The bank points to “a lack of political will and leadership in developing appropriate markets and infrastructure to recover and utilise the gas” as the main reason for stalled progress. On the other hand, while technology and innovation have an important role to play, the technology is already available to prevent most flared volumes. It also calls for effective regulation and strong enforcement. In its Global Flaring and Venting Regulations: A Comparative Review of Policies study, it notes a number of mechanisms that can be used to both penalise flaring and incentivise the use of the saved methane.

In the case of Kazakhstan, flaring of associated gas has been prohibited since the mid-2000s, with certain exceptions. Under its 2017 subsoil law, Kazakhstan requires operators to minimise flaring when drawing up new field development plans, and flaring measurements must be reported to the country’s energy ministry. Companies that violate the rules can face penalties. Astana also launched Asia’s first greenhouse gas emissions trading system in 2013, and in 2018, an online platform was created for monitoring, reporting and verifying these emissions.

Indonesia meanwhile limits flaring volumes to the equivalent of 3% of a field’s gas production, or no more than 5mn ft3/day over six months, 0.3% of a gas-processing facility’s intake and 0.8% of a refinery’s intake. However, neither country has an overarching target for achieving further reductions.

In Iran’s case, efforts to address flaring that have been primarily motivated by economic gain rather than climate benefit have been stifled by a lack of investment, due in large part to international sanctions. Meanwhile, most contracts for oil development in Iraq lack clauses for commercialising gas, and coupled with a lack of necessary infrastructure, that gas is often simply flared.

In Russia, the government has been trying to get its oil producers to utilise 95% of the associated petroleum gas they attract for years. But a lack of infrastructure in some regions, and the absence of significant fines, or incentives, has stunted progress. Crippling sanctions imposed in the wake of Moscow’s invasion of Ukraine will not help matters.
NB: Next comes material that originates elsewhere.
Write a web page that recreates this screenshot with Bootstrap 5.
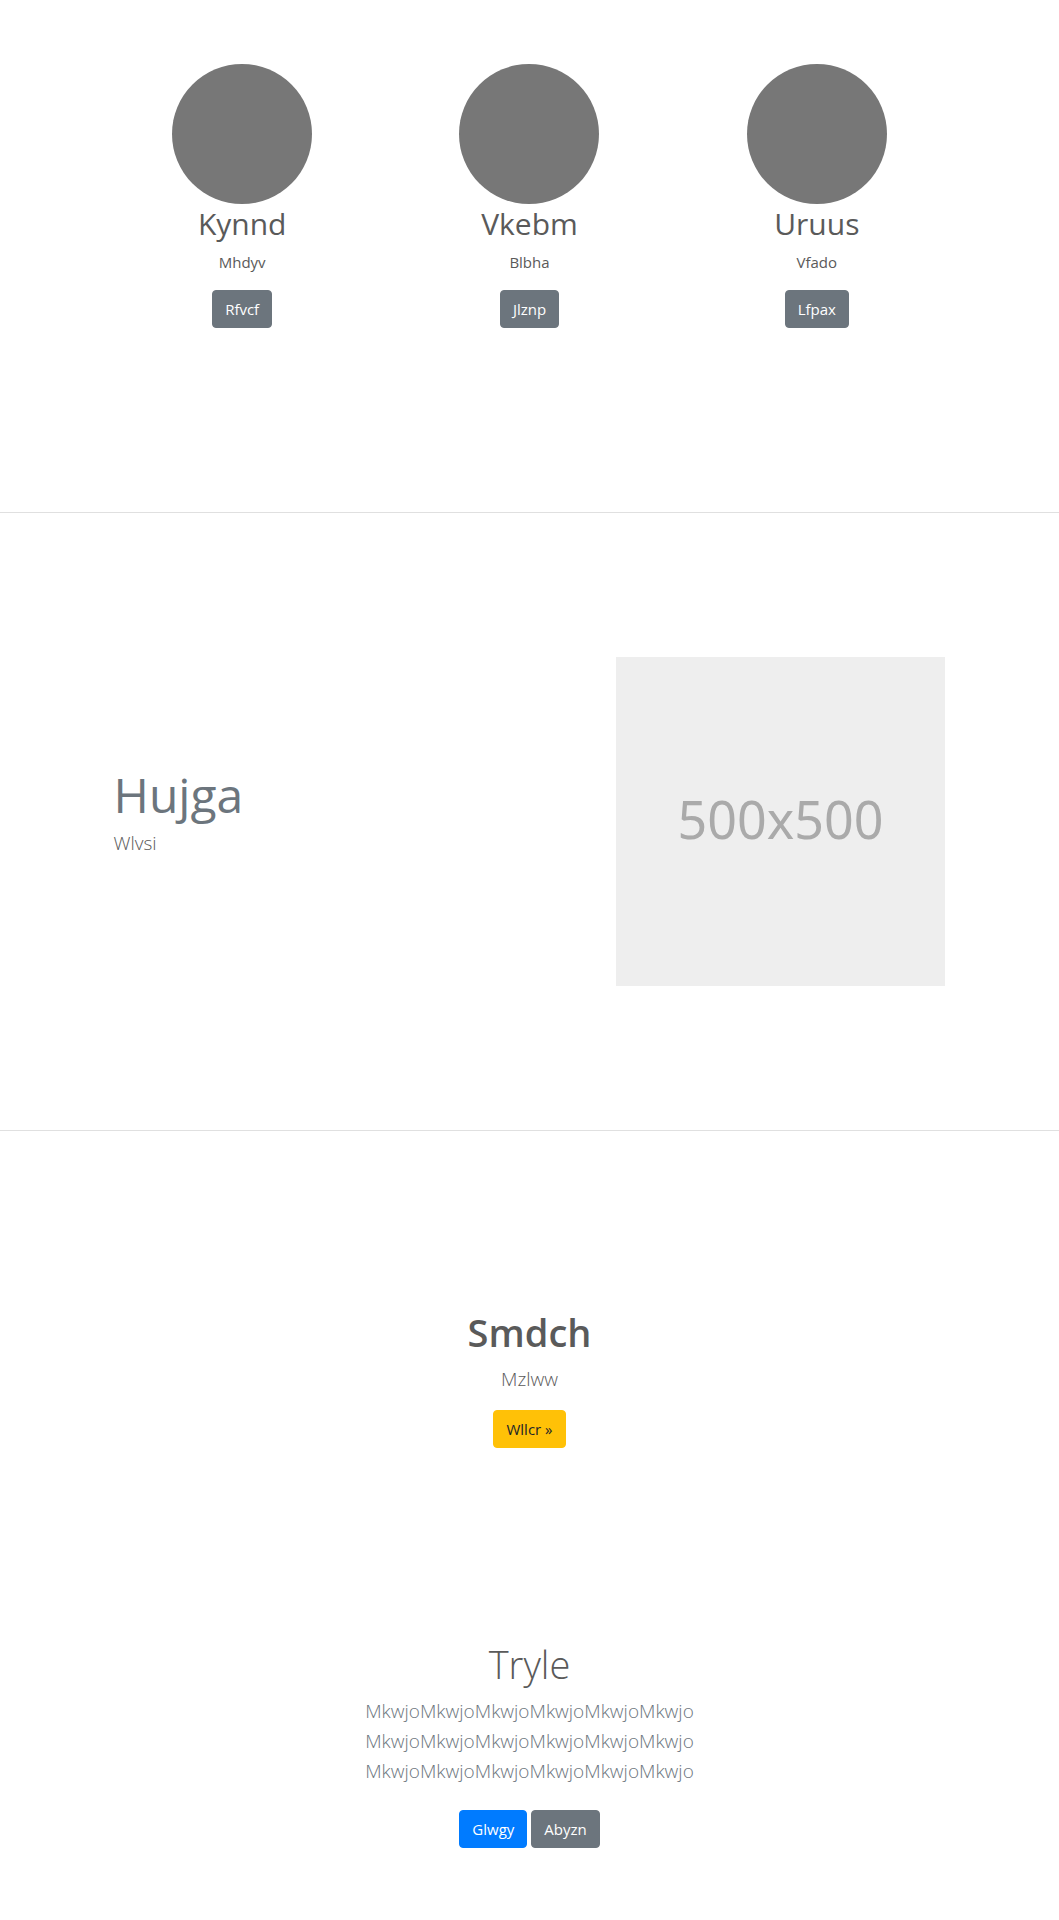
<!DOCTYPE html>
<html lang="en">
<head>
<meta charset="utf-8">
<meta name="viewport" content="width=device-width, initial-scale=1">
<title>Kynnd</title>
<link href="https://cdn.jsdelivr.net/npm/bootstrap@5.3.0/dist/css/bootstrap.min.css" rel="stylesheet">
<style>
  body { font-family: "Open Sans", "Noto Sans", sans-serif; font-size: 15px; line-height: 24px; color: #5a5a5a; }
  .page-block { max-width: 960px; padding: 64px; }
  .page-block > .row { --bs-gutter-x: 30px; }
  .rule { margin: 80px 0; border-top: 1px solid #e0e0e0; opacity: 1; }
  .disc { width: 140px; height: 140px; }
  .feature-name { margin-bottom: 6px; font-size: 30px; line-height: 40px; font-weight: 400; }
  .featurette-name { font-size: 48px; line-height: 50px; font-weight: 400; color: #6c757d; }
  .intro { font-size: 19px; line-height: 30px; font-weight: 300; }
  .soft { color: #6c757d; }
  .title-strong, .title-light { font-size: 38px; line-height: 48px; }
  .title-strong { font-weight: 600; }
  .title-light { font-weight: 300; }
  .btn { --bs-btn-font-size: 15px; --bs-btn-line-height: 24px; --bs-btn-border-radius: 4px; }
  .btn-primary { --bs-btn-bg: #007bff; --bs-btn-border-color: #007bff; }
  .btn-warning { --bs-btn-color: #212529; }
  .placeholder-art { font-family: "Noto Sans", sans-serif; font-size: 79px; }
  .call-out { padding: 97px 15px; }
  .closing { padding: 95px 15px 46px; }
</style>
<script src="https://cdn.jsdelivr.net/npm/bootstrap@5.3.0/dist/js/bootstrap.bundle.min.js" defer></script>
</head>
<body>
<main>
  <section class="container page-block">
    <div class="row text-center">
      <div class="col-4 mb-4">
        <svg class="disc d-block mx-auto" viewBox="0 0 140 140" aria-hidden="true"><circle cx="70" cy="70" r="70" fill="#777"/></svg>
        <h2 class="feature-name">Kynnd</h2>
        <p>Mhdyv</p>
        <p><a class="btn btn-secondary" href="#" role="button">Rfvcf</a></p>
      </div>
      <div class="col-4 mb-4">
        <svg class="disc d-block mx-auto" viewBox="0 0 140 140" aria-hidden="true"><circle cx="70" cy="70" r="70" fill="#777"/></svg>
        <h2 class="feature-name">Vkebm</h2>
        <p>Blbha</p>
        <p><a class="btn btn-secondary" href="#" role="button">Jlznp</a></p>
      </div>
      <div class="col-4 mb-4">
        <svg class="disc d-block mx-auto" viewBox="0 0 140 140" aria-hidden="true"><circle cx="70" cy="70" r="70" fill="#777"/></svg>
        <h2 class="feature-name">Uruus</h2>
        <p>Vfado</p>
        <p><a class="btn btn-secondary" href="#" role="button">Lfpax</a></p>
      </div>
    </div>
  </section>

  <hr class="rule">

  <section class="container page-block">
    <div class="row align-items-center">
      <div class="col-7">
        <h2 class="featurette-name mb-2">Hujga</h2>
        <p class="intro">Wlvsi</p>
      </div>
      <div class="col-5">
        <svg class="placeholder-art d-block w-100" viewBox="0 0 500 500" role="img" aria-label="500x500">
          <rect width="500" height="500" fill="#eee"/>
          <text x="250" y="277" text-anchor="middle" fill="#aaa">500x500</text>
        </svg>
      </div>
    </div>
  </section>

  <hr class="rule">

  <section class="container text-center call-out">
    <h1 class="title-strong mb-2">Smdch</h1>
    <p class="intro">Mzlww</p>
    <a class="btn btn-warning" href="#" role="button">Wllcr »</a>
  </section>

  <section class="container text-center closing">
    <h1 class="title-light mb-2">Tryle</h1>
    <p class="intro soft">MkwjoMkwjoMkwjoMkwjoMkwjoMkwjo<br>MkwjoMkwjoMkwjoMkwjoMkwjoMkwjo<br>MkwjoMkwjoMkwjoMkwjoMkwjoMkwjo</p>
    <p class="mb-3">
      <a href="#" class="btn btn-primary my-2">Glwgy</a>
      <a href="#" class="btn btn-secondary my-2">Abyzn</a>
    </p>
  </section>
</main>
</body>
</html>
In recent years Russian oil producers have sought to eliminate flaring to improve the environmental, social and governance (ESG) scores, to entice more international investment and increase their share prices. But with much of the international community now shunning investment in Russia anyway, this incentive no longer exists.

The World Bank notes that beyond the economic benefit, tackling flaring can strengthen the case for gas as a means of reducing energy sector emissions, directly by replacing coal and liquid fuels, and indirectly by serving as feedstock for low-carbon hydrogen. But stalled progress, should it continue, will undermine the climate case for gas, making policy-makers and investors think twice before committing to new projects. Evidently this is an area where bold promises need to be followed up by greater action.